Burundi has freed 1,300 prisoners in the first stage of a presidential pardon aimed at emptying overcrowded jails in the East African nation, the country’s Justice Minister Jeanine Nibizi said.
Nearly 1,000 prisoners were released from jail in Bujumbura on Monday at a ceremony attended by President Evariste Ndayishimiye, government ministers and foreign ambassadors.
An additional 331 inmates were discharged in the capital Gitega.
“This is the first time in our country that nearly 5,000 detainees have benefited from a presidential pardon,” said Justice Minister Jeanine Nibizi.
According to a CGTN report, the inmates were the first among some 3,000 detainees the Burundi government has promised to imminently release, with another 2,000 receiving sentence cuts that will allow them to walk free in coming weeks.
Plans to free over 5, 000 inmates in Burundi were announced in March this year, a figure amounting to 40 percent of the country’s estimated 13,200 prisoners, civil society groups said.

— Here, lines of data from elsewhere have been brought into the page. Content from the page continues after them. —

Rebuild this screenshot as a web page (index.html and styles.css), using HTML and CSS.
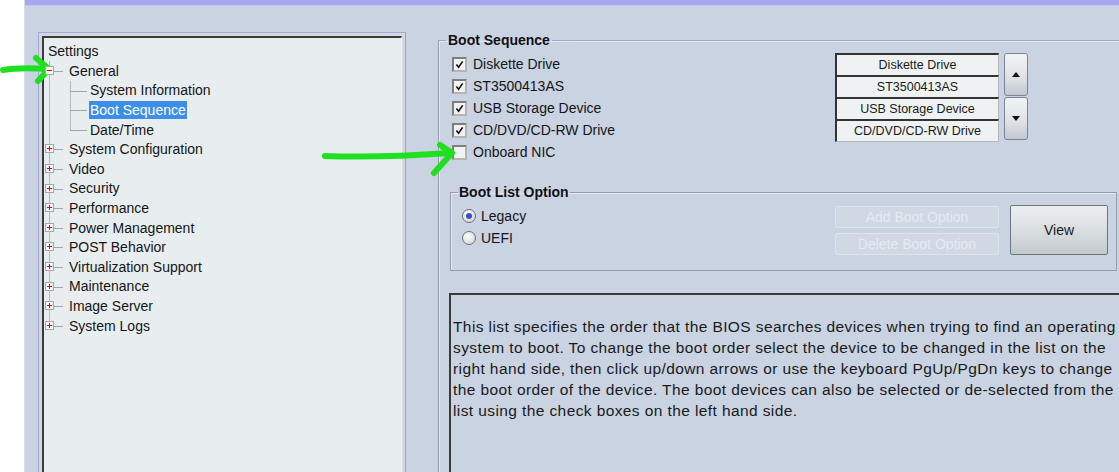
FILE: index.html
```html
<html>
    <head>
        <title>Boot Sequence</title>
        <link rel="stylesheet" href="styles.css">
    </head>
    <body>
        <div class="gutter"></div>
        <div class="app">
            <div class="titlebar"></div>
            <div class="workspace">
                <div class="tree-frame">
                    <div class="tree">
                        <div class="root">Settings</div>
                        <ul class="level">
                            <li>
                                <svg class="exp" viewBox="0 0 9 9"><rect x="0.5" y="0.5" width="8" height="8" fill="#f4f4f4" stroke="#a8a8a8"/><path d="M2 4.5h5" stroke="#d01010"/></svg>
                                <span class="label">General</span>
                                <ul class="sub">
                                    <li><span class="label">System Information</span></li>
                                    <li><span class="label selected">Boot Sequence</span></li>
                                    <li><span class="label">Date/Time</span></li>
                                </ul>
                            </li>
                            <li>
                                <svg class="exp" viewBox="0 0 9 9"><rect x="0.5" y="0.5" width="8" height="8" fill="#f4f4f4" stroke="#a8a8a8"/><path d="M2 4.5h5M4.5 2v5" stroke="#d01010"/></svg>
                                <span class="label">System Configuration</span>
                            </li>
                            <li>
                                <svg class="exp" viewBox="0 0 9 9"><rect x="0.5" y="0.5" width="8" height="8" fill="#f4f4f4" stroke="#a8a8a8"/><path d="M2 4.5h5M4.5 2v5" stroke="#d01010"/></svg>
                                <span class="label">Video</span>
                            </li>
                            <li>
                                <svg class="exp" viewBox="0 0 9 9"><rect x="0.5" y="0.5" width="8" height="8" fill="#f4f4f4" stroke="#a8a8a8"/><path d="M2 4.5h5M4.5 2v5" stroke="#d01010"/></svg>
                                <span class="label">Security</span>
                            </li>
                            <li>
                                <svg class="exp" viewBox="0 0 9 9"><rect x="0.5" y="0.5" width="8" height="8" fill="#f4f4f4" stroke="#a8a8a8"/><path d="M2 4.5h5M4.5 2v5" stroke="#d01010"/></svg>
                                <span class="label">Performance</span>
                            </li>
                            <li>
                                <svg class="exp" viewBox="0 0 9 9"><rect x="0.5" y="0.5" width="8" height="8" fill="#f4f4f4" stroke="#a8a8a8"/><path d="M2 4.5h5M4.5 2v5" stroke="#d01010"/></svg>
                                <span class="label">Power Management</span>
                            </li>
                            <li>
                                <svg class="exp" viewBox="0 0 9 9"><rect x="0.5" y="0.5" width="8" height="8" fill="#f4f4f4" stroke="#a8a8a8"/><path d="M2 4.5h5M4.5 2v5" stroke="#d01010"/></svg>
                                <span class="label">POST Behavior</span>
                            </li>
                            <li>
                                <svg class="exp" viewBox="0 0 9 9"><rect x="0.5" y="0.5" width="8" height="8" fill="#f4f4f4" stroke="#a8a8a8"/><path d="M2 4.5h5M4.5 2v5" stroke="#d01010"/></svg>
                                <span class="label">Virtualization Support</span>
                            </li>
                            <li>
                                <svg class="exp" viewBox="0 0 9 9"><rect x="0.5" y="0.5" width="8" height="8" fill="#f4f4f4" stroke="#a8a8a8"/><path d="M2 4.5h5M4.5 2v5" stroke="#d01010"/></svg>
                                <span class="label">Maintenance</span>
                            </li>
                            <li>
                                <svg class="exp" viewBox="0 0 9 9"><rect x="0.5" y="0.5" width="8" height="8" fill="#f4f4f4" stroke="#a8a8a8"/><path d="M2 4.5h5M4.5 2v5" stroke="#d01010"/></svg>
                                <span class="label">Image Server</span>
                            </li>
                            <li>
                                <svg class="exp" viewBox="0 0 9 9"><rect x="0.5" y="0.5" width="8" height="8" fill="#f4f4f4" stroke="#a8a8a8"/><path d="M2 4.5h5M4.5 2v5" stroke="#d01010"/></svg>
                                <span class="label">System Logs</span>
                            </li>
                        </ul>
                    </div>
                </div>

                <fieldset class="group boot">
                    <legend>Boot Sequence</legend>
                    <div class="seq">
                        <div class="checklist">
                            <label class="check"><span class="cb"><svg viewBox="0 0 10 10"><path d="M1.5 5l2.5 3L8.5 1.5" fill="none" stroke="#111" stroke-width="1.8"/></svg></span>Diskette Drive</label>
                            <label class="check"><span class="cb"><svg viewBox="0 0 10 10"><path d="M1.5 5l2.5 3L8.5 1.5" fill="none" stroke="#111" stroke-width="1.8"/></svg></span>ST3500413AS</label>
                            <label class="check"><span class="cb"><svg viewBox="0 0 10 10"><path d="M1.5 5l2.5 3L8.5 1.5" fill="none" stroke="#111" stroke-width="1.8"/></svg></span>USB Storage Device</label>
                            <label class="check"><span class="cb"><svg viewBox="0 0 10 10"><path d="M1.5 5l2.5 3L8.5 1.5" fill="none" stroke="#111" stroke-width="1.8"/></svg></span>CD/DVD/CD-RW Drive</label>
                            <label class="check"><span class="cb"></span>Onboard NIC</label>
                        </div>
                        <div class="devices">
                            <div class="device">Diskette Drive</div>
                            <div class="device">ST3500413AS</div>
                            <div class="device">USB Storage Device</div>
                            <div class="device">CD/DVD/CD-RW Drive</div>
                        </div>
                        <div class="arrows">
                            <div class="arrow"><svg viewBox="0 0 8 5"><path d="M0 5L4 0L8 5z" fill="#111"/></svg></div>
                            <div class="arrow"><svg viewBox="0 0 8 5"><path d="M0 0L4 5L8 0z" fill="#111"/></svg></div>
                        </div>
                    </div>

                    <fieldset class="group options">
                        <legend>Boot List Option</legend>
                        <div class="options-body">
                            <div class="radios">
                                <label class="radio"><span class="rb on"></span>Legacy</label>
                                <label class="radio"><span class="rb"></span>UEFI</label>
                            </div>
                            <div class="option-buttons">
                                <div class="btn disabled">Add Boot Option</div>
                                <div class="btn disabled">Delete Boot Option</div>
                            </div>
                            <div class="btn view">View</div>
                        </div>
                    </fieldset>

                    <div class="help">
                        This list specifies the order that the BIOS searches devices when trying to find an operating<br>
                        system to boot. To change the boot order select the device to be changed in the list on the<br>
                        right hand side, then click up/down arrows or use the keyboard PgUp/PgDn keys to change<br>
                        the boot order of the device. The boot devices can also be selected or de-selected from the<br>
                        list using the check boxes on the left hand side.
                    </div>
                </fieldset>
            </div>
        </div>

        <!-- hand-drawn green arrows on top of the screenshot -->
        <svg class="annot" viewBox="0 0 1119 472">
            <g fill="none" stroke="#1fe01f" stroke-width="6" stroke-linecap="round" stroke-linejoin="round">
                <path d="M3 70 Q20 67 48 69"/>
                <path d="M36 58 L49 69 L38 81"/>
                <path d="M325 156 Q380 158 449 153"/>
                <path d="M440 145 L452 153 L434 173"/>
            </g>
        </svg>
    </body>
</html>
```

FILE: styles.css
```css
body {
    margin: 0;
    display: flex;
    height: 472px;
    overflow: hidden;
    background: #ffffff;
    font-family: "Liberation Sans", Arial, sans-serif;
    font-size: 14px;
    color: #151515;
}
.gutter {
    width: 24px;
    flex: none;
    background: #ffffff;
}
.app {
    flex: 1;
    background: #c9d3e2;
    border-left: 1px solid #d6dde8;
    overflow: hidden;
}
.titlebar {
    height: 5px;
    background: #a9a8ee;
    border-bottom: 1px solid #c4c4f2;
}
.workspace {
    display: flex;
    align-items: flex-start;
    padding: 26px 0 0 13px;
}

/* settings tree */
.tree-frame {
    width: 368px;
    height: 460px;
    flex: none;
    box-sizing: border-box;
    border: 1px solid #a2a8d8;
    border-right-color: #9aa0d4;
    padding: 3px;
    background: #d2d7e0;
}
.tree {
    height: 100%;
    box-sizing: border-box;
    border-top: 2px solid #3a3a3a;
    border-left: 2px solid #3a3a3a;
    border-right: 1px solid #f4f4f4;
    background: #e8eef0;
    padding: 3.5px 0 0 4px;
}
.root {
    height: 19.6px;
    line-height: 19.6px;
}
.level, .sub {
    list-style: none;
    margin: 0 0 0 1px;
    padding: 0;
}
.level li, .sub li {
    position: relative;
    padding-left: 20px;
}
.level li::before, .sub li::before {
    content: "";
    position: absolute;
    left: 0;
    top: 0;
    bottom: 0;
    width: 1px;
    background: #b4b8bc;
}
.level li:last-child::before, .sub li:last-child::before {
    bottom: auto;
    height: 10px;
}
.level li::after, .sub li::after {
    content: "";
    position: absolute;
    left: 0;
    top: 10px;
    width: 14px;
    height: 1px;
    background: #a0a4a8;
}
.sub li::after {
    width: 17px;
}
.exp {
    position: absolute;
    left: -4px;
    top: 5px;
    width: 9px;
    height: 9px;
    z-index: 1;
}
.label {
    display: inline-block;
    height: 18px;
    line-height: 18px;
    margin: 0.8px 0;
}
.selected {
    background: #3c8ee8;
    color: #ffffff;
    padding: 0 1px;
    margin-left: -1px;
}

/* group boxes */
.group {
    margin: 0;
    border: 1px solid #959cb2;
    box-shadow: inset 1px 1px 0 #e4e8f4;
    min-width: 0;
}
.group legend {
    font-weight: bold;
    line-height: 16px;
    padding: 0 2px;
    color: #111;
}
.boot {
    margin-left: 32px;
    width: 720px;
    height: 470px;
    flex: none;
    box-sizing: border-box;
    padding: 0 0 0 11px;
    border-top-color: #9ea4d8;
}
.boot > legend {
    margin-left: -4px;
}
.seq {
    display: flex;
    padding-top: 5px;
}
.checklist {
    width: 385px;
    box-sizing: border-box;
    padding-left: 3px;
}
.check {
    display: flex;
    align-items: center;
    height: 22px;
    gap: 7px;
}
.cb {
    width: 15px;
    height: 15px;
    box-sizing: border-box;
    border: 2px solid #7e7e7e;
    border-right-color: #b4b4b4;
    border-bottom-color: #b4b4b4;
    background: #f2f2f2;
    display: flex;
    align-items: center;
    justify-content: center;
    margin-left: -1px;
    margin-right: -1px;
}
.cb svg {
    width: 9px;
    height: 9px;
}
.devices {
    width: 164px;
}
.device {
    height: 20px;
    line-height: 20px;
    border-top: 2px solid #333333;
    border-left: 2px solid #333333;
    border-right: 1px solid #b4b8c0;
    background: #eef2f2;
    text-align: center;
    font-size: 12.5px;
    color: #1a1a1a;
}
.device:last-child {
    border-bottom: 1px solid #b4b8c0;
}
.arrows {
    margin-left: 5px;
    display: flex;
    flex-direction: column;
    gap: 1px;
}
.arrow {
    width: 24px;
    height: 43px;
    box-sizing: border-box;
    border: 1px solid #7c8494;
    border-radius: 3px;
    background: linear-gradient(to bottom, #f2f4f6, #dde1e6 60%, #c2c8d0);
    display: flex;
    align-items: center;
    justify-content: center;
}
.arrow svg {
    width: 8px;
    height: 5px;
}

/* boot list option */
.options {
    margin: 21px 0 0 0;
    width: 667px;
    box-sizing: border-box;
    padding: 0 0 0 8px;
}
.options > legend {
    margin-left: -1px;
    padding: 0 1px;
}
.options-body {
    display: flex;
    align-items: flex-start;
    padding: 5px 0 15px;
}
.radios {
    width: 376px;
    box-sizing: border-box;
    padding-left: 3px;
}
.radio {
    display: flex;
    align-items: center;
    height: 22px;
    gap: 5px;
}
.rb {
    width: 14px;
    height: 14px;
    box-sizing: border-box;
    border: 1px solid #6c7078;
    border-radius: 50%;
    background: radial-gradient(circle at 40% 35%, #ffffff, #c8ccd2);
    display: flex;
    align-items: center;
    justify-content: center;
}
.rb.on::after {
    content: "";
    width: 6px;
    height: 6px;
    border-radius: 50%;
    background: #3a4ec8;
}
.option-buttons {
    width: 164px;
    display: flex;
    flex-direction: column;
    gap: 5px;
    padding-top: 1px;
}
.btn {
    box-sizing: border-box;
    border-radius: 2px;
    text-align: center;
}
.btn.disabled {
    height: 22px;
    line-height: 20px;
    border: 1px solid #dfe4ec;
    background: #d0d8e4;
    color: #e6ebf2;
}
.btn.view {
    margin-left: 11px;
    width: 98px;
    height: 50px;
    line-height: 48px;
    border: 1px solid #6c747c;
    background: linear-gradient(to bottom, #eceff1, #d8dde0 55%, #c2c8cc);
    color: #1a1a1a;
}

/* help text */
.help {
    margin: 22px 0 0 -1px;
    width: 690px;
    height: 200px;
    box-sizing: border-box;
    border-top: 2px solid #3a3a3a;
    border-left: 2px solid #3a3a3a;
    padding: 20.5px 0 0 2px;
    font-size: 15.5px;
    letter-spacing: 0.4px;
    line-height: 21px;
    color: #1a1a1a;
    white-space: nowrap;
}

.annot {
    position: absolute;
    left: 0;
    top: 0;
    width: 1119px;
    height: 472px;
    pointer-events: none;
}
```
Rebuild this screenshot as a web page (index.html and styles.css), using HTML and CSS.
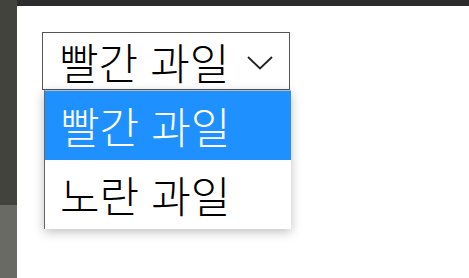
FILE: index.html
```html
<!DOCTYPE html>
<html lang="ko">
<head>
    <meta charset="UTF-8">
    <title>과일 선택</title>
    <link rel="stylesheet" href="styles.css">
</head>
<body>
    <div class="page">
        <aside class="side">
            <div class="side-top"></div>
            <div class="side-bottom"></div>
        </aside>
        <div class="main">
            <div class="topbar"></div>
            <div class="content">
                <div class="picker">
                    <div class="select">
                        <span>빨간 과일</span>
                        <svg class="chevron" width="26" height="14" viewBox="0 0 26 14">
                            <path d="M1 1 L13 12.5 L25 1" fill="none" stroke="#222" stroke-width="1.8"/>
                        </svg>
                    </div>
                    <div class="options">
                        <div class="option active">빨간 과일</div>
                        <div class="option">노란 과일</div>
                    </div>
                </div>
            </div>
        </div>
    </div>
</body>
</html>
```

FILE: styles.css
```css
body {
    margin: 0;
    font-family: "Noto Sans CJK KR", "Noto Sans", sans-serif;
    font-weight: 300;
    background: #fff;
}

.page {
    display: flex;
    height: 278px;
}

.side {
    width: 17px;
    display: flex;
    flex-direction: column;
}

.side-top {
    height: 205px;
    background: #42443b;
}

.side-bottom {
    flex: 1;
    background: #686a63;
}

.main {
    flex: 1;
    display: flex;
    flex-direction: column;
}

.topbar {
    height: 6px;
    background: #2c2c2c;
}

.content {
    padding: 26px 0 0 25px;
}

.picker {
    position: relative;
    width: 248px;
}

.select {
    box-sizing: border-box;
    height: 58px;
    border: 1px solid #555;
    display: flex;
    align-items: center;
    justify-content: space-between;
    padding: 0 16px 0 16px;
    font-size: 43px;
    line-height: 1;
    color: #000;
}

.chevron {
    margin-top: 4px;
}

.options {
    position: absolute;
    left: 2px;
    top: 58px;
    width: 246px;
    border-left: 1px solid #666;
    border-top: 1px solid #bbb;
    background: #fff;
    box-shadow: 0 3px 10px rgba(0, 0, 0, 0.25);
}

.option {
    height: 69px;
    display: flex;
    align-items: center;
    padding-left: 15px;
    font-size: 43px;
    line-height: 1;
    color: #000;
}

.option.active {
    background: #1e90ff;
    color: #fff;
}
```
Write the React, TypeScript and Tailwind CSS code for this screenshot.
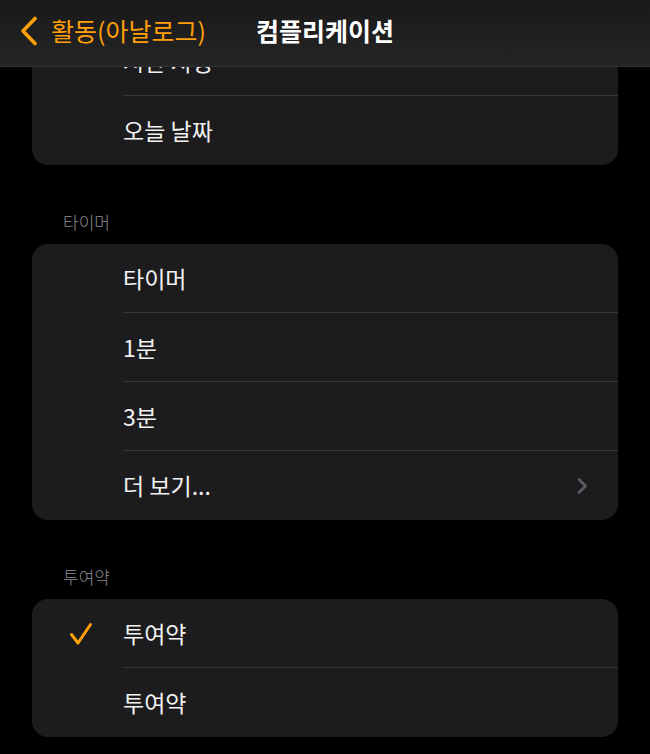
import React from 'react';

const ORANGE = 'text-[#ff9f0a]';

const BackChevron = () => (
    <svg width="20" height="30" viewBox="0 0 20 30" className="shrink-0">
        <polyline points="16,2.5 4,15 16,27.5" fill="none" stroke="#ff9f0a" strokeWidth="3.6" strokeLinecap="round" strokeLinejoin="round" />
    </svg>
);

const RowChevron = () => (
    <svg width="12" height="18" viewBox="0 0 12 18">
        <polyline points="3,2.5 9.5,9 3,15.5" fill="none" stroke="#5c5c61" strokeWidth="2.6" strokeLinecap="round" strokeLinejoin="round" />
    </svg>
);

const Check = () => (
    <svg width="24" height="24" viewBox="0 0 24 24">
        <polyline points="2.5,12.5 9,21 21.5,2.5" fill="none" stroke="#ff9f0a" strokeWidth="3" strokeLinecap="round" strokeLinejoin="round" />
    </svg>
);

interface RowProps {
    label: string;
    last?: boolean;
    checked?: boolean;
    more?: boolean;
}

const Row = ({ label, last, checked, more }: RowProps) => (
    <div className="flex h-[69px]">
        <div className="w-[91px] shrink-0 flex items-center pl-[37px]">
            {checked && <Check />}
        </div>
        <div className={`flex-1 flex items-center justify-between pr-[30px] ${last ? '' : 'border-b border-[#38383a]'}`}>
            <span className="text-[23px] text-[#f2f2f2]">{label}</span>
            {more && <RowChevron />}
        </div>
    </div>
);

const SectionHeader = ({ title }: { title: string }) => (
    <div className="pt-[46px] pb-[11px] pl-[31px] text-[17px] leading-[22px] font-light text-[#8d8d93]">{title}</div>
);

export default function App() {
    return (
        <div className="relative h-[754px] bg-black overflow-hidden font-['Noto_Sans_CJK_KR','Noto_Sans',sans-serif]">
            {/* nav bar sits over the scrolled list */}
            <div className="absolute top-0 left-0 right-0 z-10 h-[67px] pb-[4px] bg-linear-to-b from-[#191919] to-[#252525] border-b border-[#333335] grid grid-cols-[1fr_auto_1fr] items-center">
                <div className="flex items-center pl-[19px] gap-[12px]">
                    <BackChevron />
                    <span className={`text-[25px] ${ORANGE}`}>활동(아날로그)</span>
                </div>
                <div className="text-[25px] font-bold text-white">컴플리케이션</div>
                <div />
            </div>

            <div className="pt-[27px] px-[32px]">
                <div className="bg-[#1c1c1e] rounded-2xl overflow-hidden">
                    <Row label="시간 지정" />
                    <Row label="오늘 날짜" last />
                </div>

                <SectionHeader title="타이머" />
                <div className="bg-[#1c1c1e] rounded-2xl overflow-hidden">
                    <Row label="타이머" />
                    <Row label="1분" />
                    <Row label="3분" />
                    <Row label="더 보기..." more last />
                </div>

                <SectionHeader title="투여약" />
                <div className="bg-[#1c1c1e] rounded-2xl overflow-hidden">
                    <Row label="투여약" checked />
                    <Row label="투여약" last />
                </div>
            </div>
        </div>
    );
}
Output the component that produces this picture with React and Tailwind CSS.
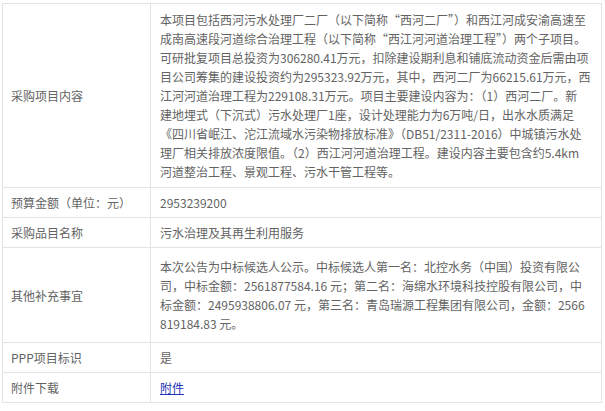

In his presidential decree at the time, Ndayishimiye said he was “convinced that an exceptional measure of clemency is needed to decongest prisons and improve conditions of detention.”
Those convicted of corruption, and prisoners serving sentences of up to five years, were slated for release.
Certain exceptions were made, including cases involving participation in an armed group or threatening national security.